A flaky journey into the heart of dimness that is the Men's Movement. Jastrab, an instructor at a survival school and a guru of the Men's Movement, offers (with freelance writer Schaumburg) his own and others' experiences of the Vision Quest. Appropriated from traditional Native American spirituality, the quest is a central ritual of the movement. Jastrab discovered the importance of the rite while in the Utah desert, when he felt the overwhelming presence of ``feminine power.'' Later, after being introduced to Native American teachings, he knew he must unite the roles of priest and naturalist.
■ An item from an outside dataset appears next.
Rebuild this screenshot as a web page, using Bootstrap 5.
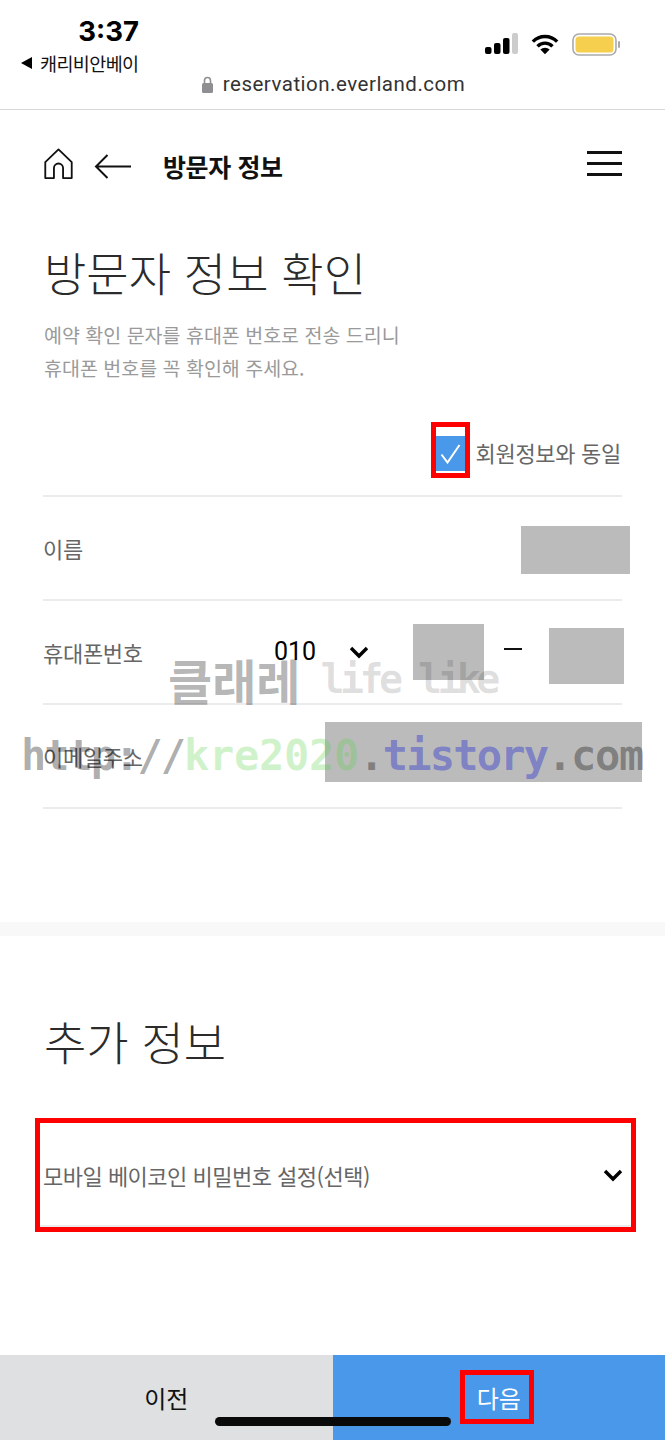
<!DOCTYPE html>
<html lang="ko">
<head>
  <meta charset="UTF-8">
  <title>방문자 정보</title>
  <meta name="viewport" content="width=device-width, initial-scale=1.0">
  <link href="https://cdn.jsdelivr.net/npm/bootstrap@5.3.3/dist/css/bootstrap.min.css" rel="stylesheet">
  <style>
    body { width: 665px; height: 1440px; overflow: hidden; position: relative; background: #fff; font-family: "Noto Sans CJK KR", "Noto Sans", sans-serif; color: #111; }
    .status-area { height: 110px; border-bottom: 1px solid #d6d6d6; }
    .status-top { height: 71px; padding: 14px 45px 0 21px; }
    .clock { width: 118px; text-align: right; font: 700 27.5px/34px "Inter", "Liberation Sans", sans-serif; color: #000; }
    .back-app { font-size: 18.5px; line-height: 24px; margin-top: 3px; color: #111; letter-spacing: -.6px; }
    .back-tri { width: 0; height: 0; border: 6px solid transparent; border-right: 11px solid #000; border-left: 0; margin-right: 8px; }
    .status-icons { margin-top: 19px; gap: 13px; }
    .url-line { font: 400 20.5px/26px "Roboto", "Liberation Sans", sans-serif; color: #333; letter-spacing: .5px; gap: 10px; padding-left: 2px; }
    .page-head { height: 112px; padding: 0 43px; }
    .ic-home { margin-bottom: 5px; }
    .ic-back { margin-left: 20px; }
    .ic-menu { margin-bottom: 5px; }
    .page-head-title { font-size: 25px; font-weight: 700; margin-left: 32px; line-height: 1; letter-spacing: -.4px; }
    .main-title { font-size: 46px; font-weight: 300; line-height: 60px; color: #2b2b2b; margin: 19px 0 0 44px; }
    .main-desc { margin: 17px 0 0 44px; font-size: 19.5px; line-height: 33px; color: #9a9a9a; }
    .same-row { height: 113px; margin: 0 43px; padding: 52px 1px 0 0; border-bottom: 2px solid #ececec; }
    .tick-box { width: 30px; height: 35px; background: #4a98ea; margin-right: 10px; }
    .same-label { font-size: 22px; color: #666; letter-spacing: -.3px; }
    .form-line { height: 104px; margin: 0 43px; border-bottom: 2px solid #ececec; font-size: 22px; color: #666; }
    .form-line-label { letter-spacing: -.3px; }
    .phone-label { width: 231px; }
    .mask { background: #bbb; }
    .mask-name { width: 109px; height: 48px; margin: 4px -8px 0 auto; }
    .mask-phone1 { width: 71px; height: 56px; margin: -1px 0 0 44px; }
    .mask-phone2 { width: 75px; height: 56px; margin: 7px -2px 0 27px; }
    .mask-mail { width: 317px; height: 60px; margin: 0 -20px 8px auto; }
    .prefix { width: 75px; font: 400 25px/36px "Roboto", sans-serif; color: #000; }
    .dash { width: 18px; height: 2px; background: #111; margin: 0 0 6px 20px; }
    .section-gap { height: 14px; background: #f8f8f8; margin-top: 113px; }
    .sub-title { font-size: 46px; font-weight: 300; line-height: 60px; color: #2b2b2b; margin: 74px 0 0 44px; }
    .opt-row { height: 114px; margin: 48px 29px 0 35px; border: 5px solid #f00; padding: 0 8px 0 3px; font-size: 22px; color: #666; letter-spacing: -.5px; box-shadow: inset 0 -2px #ececec; }
    .foot-btns { position: absolute; left: 0; right: 0; top: 1355px; height: 85px; font-size: 24px; }
    .foot-prev { background: #dfe0e2; color: #111; padding-top: 25px; }
    .foot-next { background: #4a98ea; color: #fff; padding-top: 25px; }
    .mark-box { position: absolute; border: 5px solid #f00; }
    .mark-check { left: 431px; top: 422px; width: 39px; height: 56px; }
    .mark-next { left: 460px; top: 1370px; width: 74px; height: 54px; }
    .home-bar { position: absolute; left: 215px; top: 1417px; width: 236px; height: 9px; border-radius: 5px; background: #0a0a0a; }
    .wm { position: absolute; white-space: pre; font-weight: 700; line-height: 1; }
    .wm-top { left: 168px; top: 655px; font-size: 48px; color: rgba(0,0,0,.3); }
    .wm-top span { font-family: "DejaVu Sans Mono", monospace; color: rgba(0,0,0,.13); font-size: 40px; letter-spacing: -4.6px; margin-left: 20px; vertical-align: 7px; }
    .wm-url { left: 21px; top: 735px; font-size: 42px; letter-spacing: -2px; font-family: "DejaVu Sans Mono", monospace; color: rgba(0,0,0,.32); }
    .wm-url .g { color: rgba(90,210,70,.28); letter-spacing: -.3px; }
    .wm-url .b { color: rgba(30,40,210,.4); letter-spacing: -1.8px; }
    .wm-url .c { letter-spacing: -1.4px; }
  </style>
</head>
<body>

<div class="status-area">
  <div class="status-top d-flex justify-content-between">
    <div>
      <div class="clock">3:37</div>
      <div class="back-app d-flex align-items-center"><span class="back-tri"></span>캐리비안베이</div>
    </div>
    <div class="status-icons d-flex align-items-start">
      <svg width="33" height="22" viewBox="0 0 33 22"><rect x="0" y="14" width="6.5" height="7" rx="2" fill="#000"/><rect x="9" y="10" width="6.5" height="11" rx="2" fill="#000"/><rect x="18" y="5" width="6.5" height="16" rx="2" fill="#000"/><rect x="27" y="0" width="6" height="21" rx="2" fill="#ccc"/></svg>
      <svg width="28" height="22" viewBox="0 0 30 22" fill="none" stroke="#000" stroke-width="3.6"><path d="M2 8.5a18 18 0 0 1 26 0"/><path d="M7 13.5a11 11 0 0 1 16 0"/><path d="M15 22l-5-5a7 7 0 0 1 10 0z" fill="#000" stroke="none"/></svg>
      <svg width="48" height="24" viewBox="0 0 48 24"><rect x="1" y="1" width="43" height="21" rx="6" fill="#fff" stroke="#aaa" stroke-width="1.6"/><rect x="3.5" y="3.5" width="38" height="16" rx="3.5" fill="#f5cf4d"/><rect x="46" y="8" width="2" height="7" rx="1" fill="#aaa"/></svg>
    </div>
  </div>
  <div class="url-line d-flex justify-content-center align-items-center">
    <svg width="11" height="17" viewBox="0 0 11 17"><rect x="0" y="7" width="11" height="10" rx="1.5" fill="#8e8e93"/><path d="M2.5 8V4.5a3 3 0 0 1 6 0V8" fill="none" stroke="#8e8e93" stroke-width="1.6"/></svg>
    <span>reservation.everland.com</span>
  </div>
</div>

<div class="page-head d-flex align-items-center">
  <svg class="ic-home" width="31" height="31" viewBox="0 0 32 34" fill="none" stroke="#111" stroke-width="2" stroke-linejoin="round"><path d="M1.5 15.5L16 1.5l14.5 14V33H21V22a5 5 0 0 0-10 0v11H1.5z"/></svg>
  <svg class="ic-back" width="37" height="25" viewBox="0 0 37 25" fill="none" stroke="#111" stroke-width="2"><path d="M37 12.5H2M13.5 1L2 12.5 13.5 24"/></svg>
  <div class="page-head-title">방문자 정보</div>
  <svg class="ic-menu ms-auto" width="35" height="25" viewBox="0 0 35 25" fill="#111"><rect y="0" width="35" height="3"/><rect y="11" width="35" height="3"/><rect y="22" width="35" height="3"/></svg>
</div>

<h1 class="main-title">방문자 정보 확인</h1>
<p class="main-desc">예약 확인 문자를 휴대폰 번호로 전송 드리니<br>휴대폰 번호를 꼭 확인해 주세요.</p>

<div class="same-row d-flex justify-content-end align-items-start">
  <div class="tick-box d-flex align-items-center justify-content-center">
    <svg width="21" height="20" viewBox="0 0 21 20" fill="none" stroke="#fff" stroke-width="2"><path d="M1.5 10.5l6 8L19.5 1"/></svg>
  </div>
  <div class="same-label">회원정보와 동일</div>
</div>

<div class="form-line d-flex align-items-center">
  <span class="form-line-label">이름</span>
  <div class="mask mask-name"></div>
</div>
<div class="form-line d-flex align-items-center">
  <span class="form-line-label phone-label">휴대폰번호</span>
  <span class="prefix">010</span>
  <svg width="20" height="13" viewBox="0 0 20 13" fill="none" stroke="#000" stroke-width="3.4"><path d="M2 2l8 8 8-8"/></svg>
  <div class="mask mask-phone1"></div>
  <div class="dash"></div>
  <div class="mask mask-phone2"></div>
</div>
<div class="form-line d-flex align-items-center">
  <span class="form-line-label">이메일주소</span>
  <div class="mask mask-mail"></div>
</div>

<div class="section-gap"></div>

<h2 class="sub-title">추가 정보</h2>
<div class="opt-row d-flex align-items-center justify-content-between">
  <span>모바일 베이코인 비밀번호 설정(선택)</span>
  <svg width="20" height="13" viewBox="0 0 20 13" fill="none" stroke="#000" stroke-width="3.4"><path d="M2 2l8 8 8-8"/></svg>
</div>

<div class="foot-btns row g-0 text-center">
  <div class="col-6 foot-prev">이전</div>
  <div class="col-6 foot-next">다음</div>
</div>

<div class="mark-box mark-check"></div>
<div class="mark-box mark-next"></div>
<div class="home-bar"></div>

<div class="wm wm-top">클래레<span>life like</span></div>
<div class="wm wm-url">http://<span class="g">kre2020</span><span class="c">.</span><span class="b">tistory</span><span class="c">.com</span></div>

<script src="https://cdn.jsdelivr.net/npm/bootstrap@5.3.3/dist/js/bootstrap.bundle.min.js"></script>
</body>
</html>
The stories related stem from a series of retreats conducted by Jastrab in the Adirondacks of New York between 1982 and 1993. The ritual as practiced by Jastrab combines a wilderness trek with prayer, self-purification, storytelling, ancient myth, Native sweat lodges (a favorite New Age sauna), and- -literally—howling at the moon. He admits that all this really amounts to is men, alone together as men, acting ``like a bunch of damn fools.'' It even involves what he calls ``ritual humiliation.'' A credo of his teaching is ``No foolishness, no growth.'' The goal is to reconnect men to images of manhood in the living earth and in the Great Mystery. Besides corrupting a lot of indigenous American wisdom, the quest also involves the legends of the Holy Grail and the Fisher King, and animistic talk of Rock People and Pan and satyrs. Quotes from gurus and heroes of the New Age and the Men's Movement such as Robert Bly and Carlos Castaneda abound. There are also passages written by retreat participants and signed with the Indian names they take, such as Earth Drum Dancer, Stands By His Heart, and Soaring Eagle. This utter silliness would be offensive if it weren't so funny. Yet the reader will be constantly and wincingly aware that the authors are perfectly earnest.